Brothers

Tre gemelli legati da un vincolo profondo: Anko, Shunpei e Kyoei sono i protagonisti dell’ improbabile triangolo che il coreano Tajima ci propone sulle pagine del suo “Brothers”.

Se vi sembra familiare (“Georgie” n.d.a.) vi sbagliate: “Brothers” non è un drammone in salsa shojo ma una commedia irriverente che sembrava possedere tutti i requisiti per diventare un’inattesa e gradita rivelazione.

La vicenda della graziosa Anko, dell’ irascibile Kyoei e del mite Shunpei, si snoda tra le mura scolastiche e domestiche. I tre, orfani di madre dalla nascita, condividono gioie e dolori della loro vita (compresa la disgrazia di avere un padre completamente fuso che si diverte a fare lo 007, sparendo e riapparendo nella vita dei suoi figli nei momenti più inaspettati e cruciali).

Tra professori-terminator, teppisti vendicativi, musica punk e adolescenti di dubbia identità sessuale, il rapporto fraterno inizia a diventare stretto ai tre che, seppur diversamente, si rendono conto delle proprie proibitive inclinazioni.

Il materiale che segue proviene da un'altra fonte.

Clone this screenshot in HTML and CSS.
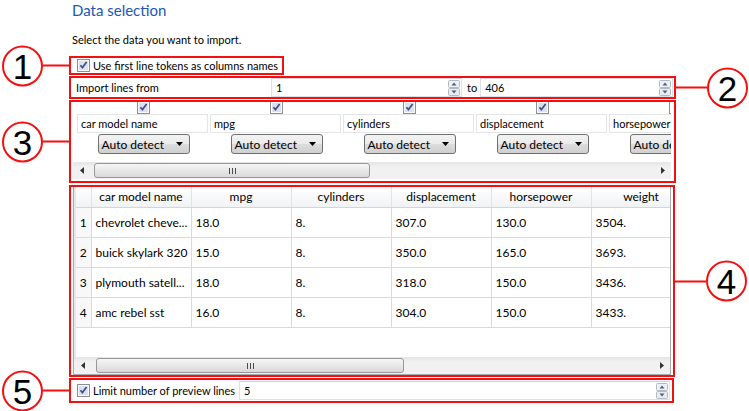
FILE: index.html
```html
<!DOCTYPE html>
<html lang="en">
<head>
<meta charset="utf-8">
<title>Data selection</title>
<link rel="stylesheet" href="styles.css">
</head>
<body>
<div class="page">
  <h1 class="title">Data selection</h1>
  <p class="intro">Select the data you want to import.</p>

  <div class="box box-1">
    <svg class="cb" width="13" height="13" viewBox="0 0 13 13"><rect x=".5" y=".5" width="12" height="12" fill="#fbfbfb" stroke="#8e8f8f"/><rect x="2" y="2" width="9" height="9" fill="#dde1e8"/><path d="M3.4 6.3l2 2.3 4.2-5.6" fill="none" stroke="#3a4f96" stroke-width="1.7"/></svg>
    <span class="label">Use first line tokens as columns names</span>
    <div class="callout callout-left"><span class="circle">1</span><span class="line"></span></div>
  </div>

  <div class="box box-2">
    <span class="label import-label">Import lines from</span>
    <div class="spin spin-from">
      <span class="spin-value">1</span>
      <svg class="spin-btns" width="12" height="16" viewBox="0 0 12 16"><rect x=".5" y=".5" width="11" height="7" rx="1" fill="#eef0f3" stroke="#b3bac5"/><rect x=".5" y="8.5" width="11" height="7" rx="1" fill="#e8ebef" stroke="#b3bac5"/><path d="M3.5 5.5h5L6 2.5z" fill="#4d6185"/><path d="M3.5 10.5h5L6 13.5z" fill="#4d6185"/></svg>
    </div>
    <span class="to">to</span>
    <div class="spin spin-to">
      <span class="spin-value">406</span>
      <svg class="spin-btns" width="12" height="16" viewBox="0 0 12 16"><rect x=".5" y=".5" width="11" height="7" rx="1" fill="#eef0f3" stroke="#b3bac5"/><rect x=".5" y="8.5" width="11" height="7" rx="1" fill="#e8ebef" stroke="#b3bac5"/><path d="M3.5 5.5h5L6 2.5z" fill="#4d6185"/><path d="M3.5 10.5h5L6 13.5z" fill="#4d6185"/></svg>
    </div>
    <div class="callout callout-right"><span class="line"></span><span class="circle">2</span></div>
  </div>

  <div class="box box-3">
    <div class="colstrip">
      <div class="col">
        <div class="col-check"><svg class="cb" width="13" height="13" viewBox="0 0 13 13"><rect x=".5" y=".5" width="12" height="12" fill="#fbfbfb" stroke="#8e8f8f"/><rect x="2" y="2" width="9" height="9" fill="#dde1e8"/><path d="M3.4 6.3l2 2.3 4.2-5.6" fill="none" stroke="#3a4f96" stroke-width="1.7"/></svg></div>
        <div class="field">car model name</div>
        <div class="combo"><span>Auto detect</span><svg width="8" height="4" viewBox="0 0 8 4"><path d="M0 0h7L3.5 4z" fill="#000"/></svg></div>
      </div>
      <div class="col">
        <div class="col-check"><svg class="cb" width="13" height="13" viewBox="0 0 13 13"><rect x=".5" y=".5" width="12" height="12" fill="#fbfbfb" stroke="#8e8f8f"/><rect x="2" y="2" width="9" height="9" fill="#dde1e8"/><path d="M3.4 6.3l2 2.3 4.2-5.6" fill="none" stroke="#3a4f96" stroke-width="1.7"/></svg></div>
        <div class="field">mpg</div>
        <div class="combo"><span>Auto detect</span><svg width="8" height="4" viewBox="0 0 8 4"><path d="M0 0h7L3.5 4z" fill="#000"/></svg></div>
      </div>
      <div class="col">
        <div class="col-check"><svg class="cb" width="13" height="13" viewBox="0 0 13 13"><rect x=".5" y=".5" width="12" height="12" fill="#fbfbfb" stroke="#8e8f8f"/><rect x="2" y="2" width="9" height="9" fill="#dde1e8"/><path d="M3.4 6.3l2 2.3 4.2-5.6" fill="none" stroke="#3a4f96" stroke-width="1.7"/></svg></div>
        <div class="field">cylinders</div>
        <div class="combo"><span>Auto detect</span><svg width="8" height="4" viewBox="0 0 8 4"><path d="M0 0h7L3.5 4z" fill="#000"/></svg></div>
      </div>
      <div class="col">
        <div class="col-check"><svg class="cb" width="13" height="13" viewBox="0 0 13 13"><rect x=".5" y=".5" width="12" height="12" fill="#fbfbfb" stroke="#8e8f8f"/><rect x="2" y="2" width="9" height="9" fill="#dde1e8"/><path d="M3.4 6.3l2 2.3 4.2-5.6" fill="none" stroke="#3a4f96" stroke-width="1.7"/></svg></div>
        <div class="field">displacement</div>
        <div class="combo"><span>Auto detect</span><svg width="8" height="4" viewBox="0 0 8 4"><path d="M0 0h7L3.5 4z" fill="#000"/></svg></div>
      </div>
      <div class="col">
        <div class="col-check"><svg class="cb" width="13" height="13" viewBox="0 0 13 13"><rect x=".5" y=".5" width="12" height="12" fill="#fbfbfb" stroke="#8e8f8f"/><rect x="2" y="2" width="9" height="9" fill="#dde1e8"/><path d="M3.4 6.3l2 2.3 4.2-5.6" fill="none" stroke="#3a4f96" stroke-width="1.7"/></svg></div>
        <div class="field">horsepower</div>
        <div class="combo"><span>Auto detect</span><svg width="8" height="4" viewBox="0 0 8 4"><path d="M0 0h7L3.5 4z" fill="#000"/></svg></div>
      </div>
    </div>
    <div class="hscroll hscroll-cols">
      <span class="sb-arrow"><svg width="4" height="7" viewBox="0 0 4 7"><path d="M4 0v7L0 3.5z" fill="#333"/></svg></span>
      <div class="sb-track"><div class="sb-thumb"><svg width="7" height="6" viewBox="0 0 7 6"><path d="M.5 0v6M3.5 0v6M6.5 0v6" stroke="#4a4a4a"/></svg></div></div>
      <span class="sb-arrow"><svg width="4" height="7" viewBox="0 0 4 7"><path d="M0 0v7L4 3.5z" fill="#333"/></svg></span>
    </div>
    <div class="callout callout-left"><span class="circle">3</span><span class="line"></span></div>
  </div>

  <div class="box box-4">
    <div class="grid-frame">
      <div class="grid-view">
        <table class="grid">
          <colgroup><col class="c-num"><col class="c-data"><col class="c-data"><col class="c-data"><col class="c-data"><col class="c-data"><col class="c-data"></colgroup>
          <thead>
            <tr><th></th><th>car model name</th><th>mpg</th><th>cylinders</th><th>displacement</th><th>horsepower</th><th>weight</th></tr>
          </thead>
          <tbody>
            <tr><td class="num">1</td><td>chevrolet cheve...</td><td>18.0</td><td>8.</td><td>307.0</td><td>130.0</td><td>3504.</td></tr>
            <tr><td class="num">2</td><td>buick skylark 320</td><td>15.0</td><td>8.</td><td>350.0</td><td>165.0</td><td>3693.</td></tr>
            <tr><td class="num">3</td><td>plymouth satell...</td><td>18.0</td><td>8.</td><td>318.0</td><td>150.0</td><td>3436.</td></tr>
            <tr><td class="num">4</td><td>amc rebel sst</td><td>16.0</td><td>8.</td><td>304.0</td><td>150.0</td><td>3433.</td></tr>
          </tbody>
        </table>
      </div>
      <div class="hscroll hscroll-grid">
        <span class="sb-arrow"><svg width="4" height="7" viewBox="0 0 4 7"><path d="M4 0v7L0 3.5z" fill="#333"/></svg></span>
        <div class="sb-track"><div class="sb-thumb"><svg width="7" height="6" viewBox="0 0 7 6"><path d="M.5 0v6M3.5 0v6M6.5 0v6" stroke="#4a4a4a"/></svg></div></div>
        <span class="sb-arrow"><svg width="4" height="7" viewBox="0 0 4 7"><path d="M0 0v7L4 3.5z" fill="#333"/></svg></span>
      </div>
    </div>
    <div class="callout callout-right"><span class="line"></span><span class="circle">4</span></div>
  </div>

  <div class="box box-5">
    <svg class="cb" width="13" height="13" viewBox="0 0 13 13"><rect x=".5" y=".5" width="12" height="12" fill="#fbfbfb" stroke="#8e8f8f"/><rect x="2" y="2" width="9" height="9" fill="#dde1e8"/><path d="M3.4 6.3l2 2.3 4.2-5.6" fill="none" stroke="#3a4f96" stroke-width="1.7"/></svg>
    <span class="label">Limit number of preview lines</span>
    <div class="spin spin-limit">
      <span class="spin-value">5</span>
      <svg class="spin-btns" width="12" height="16" viewBox="0 0 12 16"><rect x=".5" y=".5" width="11" height="7" rx="1" fill="#eef0f3" stroke="#b3bac5"/><rect x=".5" y="8.5" width="11" height="7" rx="1" fill="#e8ebef" stroke="#b3bac5"/><path d="M3.5 5.5h5L6 2.5z" fill="#4d6185"/><path d="M3.5 10.5h5L6 13.5z" fill="#4d6185"/></svg>
    </div>
    <div class="callout callout-left"><span class="circle">5</span><span class="line"></span></div>
  </div>
</div>
</body>
</html>
```

FILE: styles.css
```css
* { box-sizing: border-box; }
html, body { margin: 0; background: #fff; }
body {
  font-family: "Lato", "Liberation Sans", sans-serif;
  font-size: 11px;
  color: #000;
  width: 749px;
  height: 411px;
  overflow: hidden;
}
svg { display: block; flex: none; }

.page { padding-left: 69px; }

.title {
  margin: 0;
  padding-left: 3px;
  font-weight: normal;
  font-size: 15px;
  line-height: 20px;
  color: #2156b2;
}
.intro {
  margin: 12px 0 8px;
  padding-left: 3px;
  line-height: 16px;
}

/* annotation boxes */
.box {
  position: relative;
  border: 2px solid #f31010;
  display: flex;
  align-items: center;
}
.box-1 { width: 215px; height: 19px; margin-bottom: 1px; padding-left: 6px; gap: 3px; }
.box-2 { width: 607px; height: 23px; margin-bottom: 1px; padding-left: 5px; }
.box-3 { width: 607px; height: 83px; margin-bottom: 2px; padding: 0 3px 0 1px; flex-direction: column; align-items: stretch; }
.box-4 { width: 606px; height: 192px; margin-bottom: 1px; padding: 0 2px; align-items: stretch; }
.box-5 { width: 605px; height: 25px; padding-left: 6px; gap: 3px; }

.label { white-space: nowrap; }

/* callouts */
.callout {
  position: absolute;
  top: 50%;
  transform: translateY(-50%);
  display: flex;
  align-items: center;
}
.callout-left { right: calc(100% + 2px); }
.callout-right { left: calc(100% + 2px); }
.circle {
  width: 41px;
  height: 41px;
  border: 2px solid #f31010;
  border-radius: 50%;
  background: #fff;
  display: flex;
  align-items: center;
  justify-content: center;
  font-family: "Liberation Sans", Arial, sans-serif;
  font-size: 35px;
  line-height: 1;
  color: #000;
}
.line { width: 26px; height: 2px; background: #f31010; }
.callout-right .line { width: 31px; }

/* spin boxes */
.import-label { width: 195px; flex: none; }
.spin {
  height: 19px;
  border: 1px solid #dde1e6;
  border-top-color: #cfd3d9;
  background: #fff;
  display: flex;
  align-items: center;
  padding: 0 1px 0 4px;
}
.spin-value { flex: 1; }
.spin-from { width: 191px; }
.to { margin: 0 3px 0 5px; }
.spin-to { width: 193px; }
.spin-limit { width: 431px; margin-left: auto; margin-right: 2px; }

/* column strip */
.colstrip {
  display: flex;
  padding-left: 4px;
  margin-left: 1px;
  overflow: hidden;
  height: 52px;
  min-width: 0;
}
.col {
  flex: none;
  width: 133px;
  display: flex;
  flex-direction: column;
  align-items: center;
}
.col-check {
  height: 12px;
  overflow: hidden;
  display: flex;
  align-items: flex-end;
}
.field {
  align-self: flex-start;
  width: 131px;
  height: 19px;
  border: 1px solid #e3e5e8;
  padding-left: 3px;
  line-height: 17px;
  white-space: nowrap;
}
.combo {
  margin-top: 1px;
  width: 92px;
  height: 20px;
  flex: none;
  border: 1px solid #707070;
  border-radius: 3px;
  background: linear-gradient(#f3f3f3 0%, #ebebeb 48%, #dddddd 52%, #d0d0d0 100%);
  display: flex;
  align-items: center;
  justify-content: space-between;
  padding: 0 5px 0 3px;
  white-space: nowrap;
  font-size: 12px;
}

/* scrollbars */
.hscroll {
  height: 17px;
  display: flex;
  background: linear-gradient(#e5e5e5, #f1f1f1 30%, #f1f1f1);
  flex: none;
}
.hscroll-cols { margin-top: 8px; margin-left: 1px; }
.sb-arrow {
  width: 17px;
  display: flex;
  align-items: center;
  justify-content: center;
  flex: none;
}
.sb-track { flex: 1; display: flex; align-items: center; }
.sb-thumb {
  height: 15px;
  border: 1px solid #979797;
  border-radius: 3px;
  background: linear-gradient(#f6f6f6, #e8e8e8 50%, #d9d9d9);
  display: flex;
  align-items: center;
  justify-content: center;
  margin-left: 4px;
}
.hscroll-cols .sb-thumb { width: 276px; }
.hscroll-grid .sb-thumb { width: 308px; margin-left: 5px; }

/* grid */
.grid-frame {
  flex: 1;
  min-width: 0;
  display: flex;
  flex-direction: column;
  border: 1px solid #a9abae;
  border-top: 0;
  background: #fff;
}
.grid-view { flex: 1; min-width: 0; overflow: hidden; border-left: 2px solid #e8e8e8; }
.grid {
  border-collapse: collapse;
  table-layout: fixed;
  width: 615px;
  white-space: nowrap;
}
.c-num { width: 15px; }
.c-data { width: 100px; }
.grid th {
  height: 20px;
  padding: 0;
  font-weight: normal;
  font-size: 12px;
  text-align: center;
  background: linear-gradient(#ffffff, #f1f2f4);
  border-right: 1px solid #e2e3e5;
  border-bottom: 1px solid #d5d5d5;
  overflow: hidden;
}
.grid td {
  height: 30px;
  padding: 0 0 0 4px;
  font-size: 12px;
  border-right: 1px solid #dadada;
  border-bottom: 1px solid #dadada;
  overflow: hidden;
}
.grid td.num {
  padding: 0;
  text-align: center;
  background: #f8f8f8;
}
```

Così Shunpei e Kyoei si ritrovano a rivaleggiare tra loro all’ insaputa dell’ ingenua Anko che, dal canto suo, conscia dell’ attaccamento morboso ai due, sembra essere l’unica a rendersi conto dell’ assurdità della situazione.
Precipitando nel dubbio amletico di come mai si potrà evolvere la situazione, ecco che Tajima, facendo il verso proprio ad uno dei temi più gettonati in ambito shojo, introduce validi elementi che portano i due fratelli a dubitare del fatto che Anko sia la loro vera sorella…

“Brothers” parte benissimo tra situazioni irresistibilmente comiche contrapposte al tono intimista della narrazione di Shunpei, una grafica particolarissima che si adatterebbe alla perfezione, considerato lo spiccato dinamismo del tratto di Tajima, ad una “Yakuza-story”, personaggi volutamente estremi e un plot certo non originale ma che, per la prima volta, sembra essere affrontato senza tabù. Il primo volume della “saga familiare che più ha fatto discutere” è un piccolo capolavoro, un racconto spassoso e avvincente in cui trova posto anche la tipica laconica atmosfera delle commedie scolastiche più delicate.

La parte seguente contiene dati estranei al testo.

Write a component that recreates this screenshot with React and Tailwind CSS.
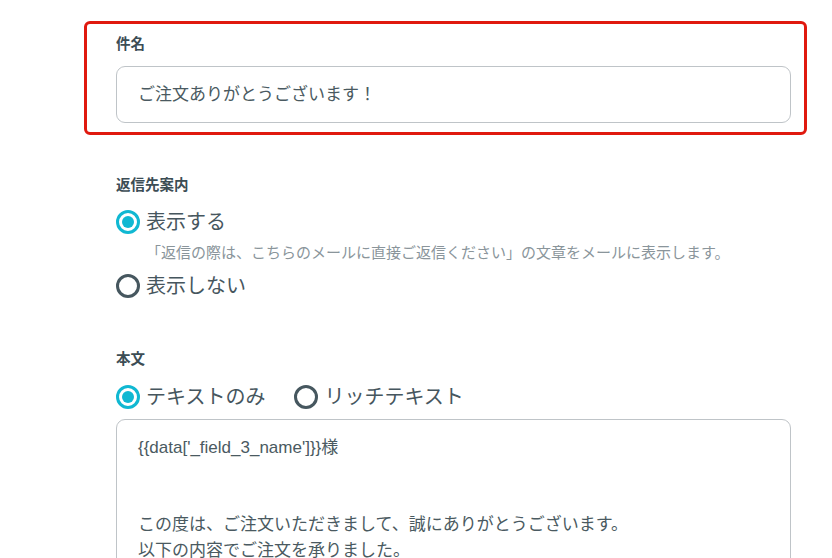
import React from 'react';

const Radio = ({ checked, label }) => (
  <label className="flex items-center h-[32px]">
    {checked ? (
      <span className="w-[24px] h-[24px] rounded-full border-[3px] border-[#10b8d2] flex items-center justify-center">
        <span className="w-[12px] h-[12px] rounded-full bg-[#10b8d2]" />
      </span>
    ) : (
      <span className="w-[24px] h-[24px] rounded-full border-[3px] border-[#46575f]" />
    )}
    <span className="ml-[6px] text-[20px] text-[#46565e] leading-none">{label}</span>
  </label>
);

const App = () => {
  return (
    <div className="w-[832px] h-[558px] overflow-hidden bg-white font-['Liberation_Sans','Noto_Sans_CJK_JP',sans-serif]">
      {/* highlighted subject field */}
      <div className="mt-[21px] ml-[84px] w-[723px] border-[3px] border-[#e0190f] rounded-[6px] pl-[29px] pr-[13px] pt-[10px] pb-[9px]">
        <div className="text-[14.5px] leading-[20px] font-bold text-[#3c4d55]">件名</div>
        <div className="mt-[12px] h-[57px] border border-[#bfc4c8] rounded-[9px] flex items-center pl-[21px] text-[17px] text-[#4a5a61]">
          ご注文ありがとうございます！
        </div>
      </div>

      <div className="ml-[116px] w-[675px]">
        <div className="mt-[40px] text-[14.5px] leading-[20px] font-bold text-[#3c4d55]">返信先案内</div>
        <div className="mt-[11px]">
          <Radio checked label="表示する" />
        </div>
        <div className="mt-[5px] pl-[30px] text-[15px] leading-[20px] text-[#8a959b]">
          「返信の際は、こちらのメールに直接ご返信ください」の文章をメールに表示します。
        </div>
        <div className="mt-[7px]">
          <Radio label="表示しない" />
        </div>

        <div className="mt-[47px] text-[14.5px] leading-[20px] font-bold text-[#3c4d55]">本文</div>
        <div className="mt-[12px] flex gap-[29px]">
          <Radio checked label="テキストのみ" />
          <Radio label="リッチテキスト" />
        </div>
        <div className="mt-[6px] h-[200px] border border-[#bfc4c8] rounded-[9px] pl-[21px] pt-[15px] text-[17px] leading-[26px] text-[#4a5a61]">
          <div>{"{{data['_field_3_name']}}様"}</div>
          <div className="mt-[51px]">この度は、ご注文いただきまして、誠にありがとうございます。</div>
          <div>以下の内容でご注文を承りました。</div>
        </div>
      </div>
    </div>
  );
};

export default App;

Purtroppo, nel corso della storia, Tajima risulta inconcludente, sembra avere delle difficoltà su come portare avanti la vicenda che viene stemperata da una sceneggiatura sconclusionata fino ad un epilogo che non accontenta ne scontenta nessuno dei protagonisti ma che di sicuro lascia molto da obiettare a chi legge.

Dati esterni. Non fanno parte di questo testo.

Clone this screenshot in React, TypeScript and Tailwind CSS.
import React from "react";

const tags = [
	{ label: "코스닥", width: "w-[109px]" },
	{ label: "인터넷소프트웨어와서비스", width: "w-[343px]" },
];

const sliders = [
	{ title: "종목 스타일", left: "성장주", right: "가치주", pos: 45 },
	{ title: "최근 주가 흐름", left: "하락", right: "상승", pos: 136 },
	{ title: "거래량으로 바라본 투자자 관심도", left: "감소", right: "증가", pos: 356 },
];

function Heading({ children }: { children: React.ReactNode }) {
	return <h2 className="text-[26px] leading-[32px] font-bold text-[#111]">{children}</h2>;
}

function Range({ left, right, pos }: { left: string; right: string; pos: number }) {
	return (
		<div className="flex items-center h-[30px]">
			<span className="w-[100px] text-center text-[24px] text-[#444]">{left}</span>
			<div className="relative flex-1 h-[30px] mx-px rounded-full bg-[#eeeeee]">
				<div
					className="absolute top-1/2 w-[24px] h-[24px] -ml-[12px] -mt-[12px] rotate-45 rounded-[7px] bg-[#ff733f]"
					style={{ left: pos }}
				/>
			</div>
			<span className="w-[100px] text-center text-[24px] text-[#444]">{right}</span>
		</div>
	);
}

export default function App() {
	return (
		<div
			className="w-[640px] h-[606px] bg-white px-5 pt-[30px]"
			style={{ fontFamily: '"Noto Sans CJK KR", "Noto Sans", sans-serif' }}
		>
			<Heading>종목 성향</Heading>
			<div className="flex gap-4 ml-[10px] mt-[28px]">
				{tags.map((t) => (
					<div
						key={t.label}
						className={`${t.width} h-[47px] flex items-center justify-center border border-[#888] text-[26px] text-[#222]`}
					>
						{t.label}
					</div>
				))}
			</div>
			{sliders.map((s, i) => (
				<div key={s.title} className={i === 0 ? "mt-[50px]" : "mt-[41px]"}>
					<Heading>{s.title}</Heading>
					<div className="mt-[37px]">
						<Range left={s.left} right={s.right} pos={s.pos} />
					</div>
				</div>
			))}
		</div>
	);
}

L’impressione è che l’autore abbia voluto divertirsi e misurarsi affrontando una vicenda dai contorni shojo, tentando di dissacrare alcuni tra gli aspetti peculiari del genere.

Vero che il racconto non avrebbe potuto avere finale differente ma ci troviamo di fronte ad un epilogo che riporta tutto a come era iniziato. Questa potrebbe anche essere la scelta consapevole di un autore che, in nome di un certo realismo, rifiuta i canoni del classico fumetto d’evasione.

Anche graficamente si assiste ad un peggioramento via via che la conclusione si avvicina: il tratto diventa scadente e le vignette risultano approssimative e poco curate, l’ultimo volume è deludente anche da questo punto di vista.

Da apprezzare e sottolineare l’indubbia abilità di Tajima nel caratterizzare efficacemente i suoi personaggi. Dai tre protagonisti principali all’ intero “contorno faunistico” (il professor Nega su tutti) su cui l’autore punta tutto il suo umorismo.

Un plauso di dovere alle bellissime tavole a colori d’apertura nelle quali Tajima conferma il suo accattivante e personalissimo stile.
In definitiva un lavoro riuscito a metà (notevole fin dove è riuscito) che apre la strada alla pubblicazione dell’ osannato “MPD-Psycho”, violento manga poliziesco-horror che la Planet Manga aveva annunciato per gli inizi del 2004.